For competitors of Northleaf—including firms like Onex Corporation ($ONEX), Brookfield Asset Management ($BAM), and other Canadian private equity platforms—CPPIB's capital reallocation validates the mid-market thesis and may encourage similar institutional commitments.

Looking Ahead: A Recalibrated Growth Strategy

CPPIB's strategic pivot exemplifies institutional capital's evolution toward selectivity and conviction-based allocation. The $1.5 billion divestment from Asia buyouts paired with the C$750 million Northleaf commitment represents not a retreat from private equity—which remains a cornerstone of CPPIB's $625+ billion in total assets under management—but rather a refined view of where risk-adjusted returns are most likely to materialize.

The move also signals confidence in Canadian economic fundamentals and mid-market business quality, even as the broader economy navigates interest rate normalization and moderate growth.

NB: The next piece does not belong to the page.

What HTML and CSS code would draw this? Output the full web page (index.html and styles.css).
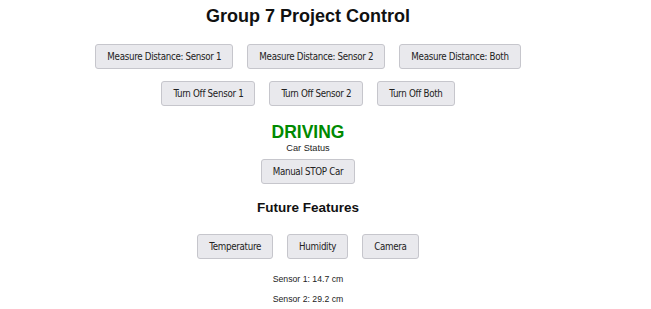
FILE: index.html
```html
<!DOCTYPE html>
<html>
<head>
<meta charset="utf-8">
<link rel="stylesheet" href="styles.css">
</head>
<body>
<main class="page">
  <h1 class="title">Group 7 Project Control</h1>
  <div class="row row-measure">
    <button class="btn">Measure Distance: Sensor 1</button>
    <button class="btn">Measure Distance: Sensor 2</button>
    <button class="btn">Measure Distance: Both</button>
  </div>
  <div class="row row-off">
    <button class="btn">Turn Off Sensor 1</button>
    <button class="btn">Turn Off Sensor 2</button>
    <button class="btn">Turn Off Both</button>
  </div>
  <div class="status">DRIVING</div>
  <div class="status-label">Car Status</div>
  <div class="row row-stop">
    <button class="btn">Manual STOP Car</button>
  </div>
  <h2 class="subtitle">Future Features</h2>
  <div class="row row-future">
    <button class="btn">Temperature</button>
    <button class="btn">Humidity</button>
    <button class="btn">Camera</button>
  </div>
  <p class="reading reading-first">Sensor 1: 14.7 cm</p>
  <p class="reading reading-second">Sensor 2: 29.2 cm</p>
</main>
</body>
</html>
```
FILE: styles.css
```css
html, body {
  margin: 0;
  padding: 0;
  background: #ffffff;
}
.page {
  width: 616px;
  display: flex;
  flex-direction: column;
  align-items: center;
  font-family: "Liberation Sans", Arial, sans-serif;
  color: #111;
}
.title {
  font-size: 18px;
  font-weight: bold;
  margin: 6px 0 0 0;
  line-height: 21px;
}
.row {
  display: flex;
  justify-content: center;
  gap: 14px;
}
.row-measure { margin-top: 17px; }
.row-off { margin-top: 12px; }
.row-stop { margin-top: 5px; }
.row-future { margin-top: 18px; }
.btn {
  font-family: "DejaVu Sans Condensed", "DejaVu Sans", sans-serif;
  font-size: 9.7px;
  letter-spacing: -0.3px;
  color: #222;
  background: #e9e9ed;
  border: 1px solid #c6c6cc;
  border-radius: 3px;
  height: 25px;
  padding: 0 11px;
}
.status {
  margin-top: 16px;
  font-size: 17.5px;
  font-weight: bold;
  color: #008a00;
  line-height: 20px;
}
.status-label {
  margin-top: 1px;
  font-size: 9.2px;
  line-height: 11px;
  color: #222;
}
.subtitle {
  font-size: 13.5px;
  font-weight: bold;
  margin: 16px 0 0 0;
  line-height: 16px;
}
.reading {
  font-size: 8.7px;
  line-height: 10px;
  margin: 0;
  color: #222;
}
.reading-first { margin-top: 15px; }
.reading-second { margin-top: 10px; }
```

For a pension fund with long-term liabilities and modest return requirements, the combination of demographic tailwinds, operational leverage opportunities, and regulatory transparency in Canada's mid-market offers compelling risk-adjusted returns—potentially superior to the complexities and regulatory risks now constraining returns in Asia.

As global capital continues flowing toward themes of deglobalization, supply-chain localization, and demographic sustainability, CPPIB's rebalancing toward Canada's mid-market may prove prescient—a bet that the next decade of private equity returns will be earned through boring, profitable operational excellence in developed markets rather than geographic arbitrage in uncertain frontiers.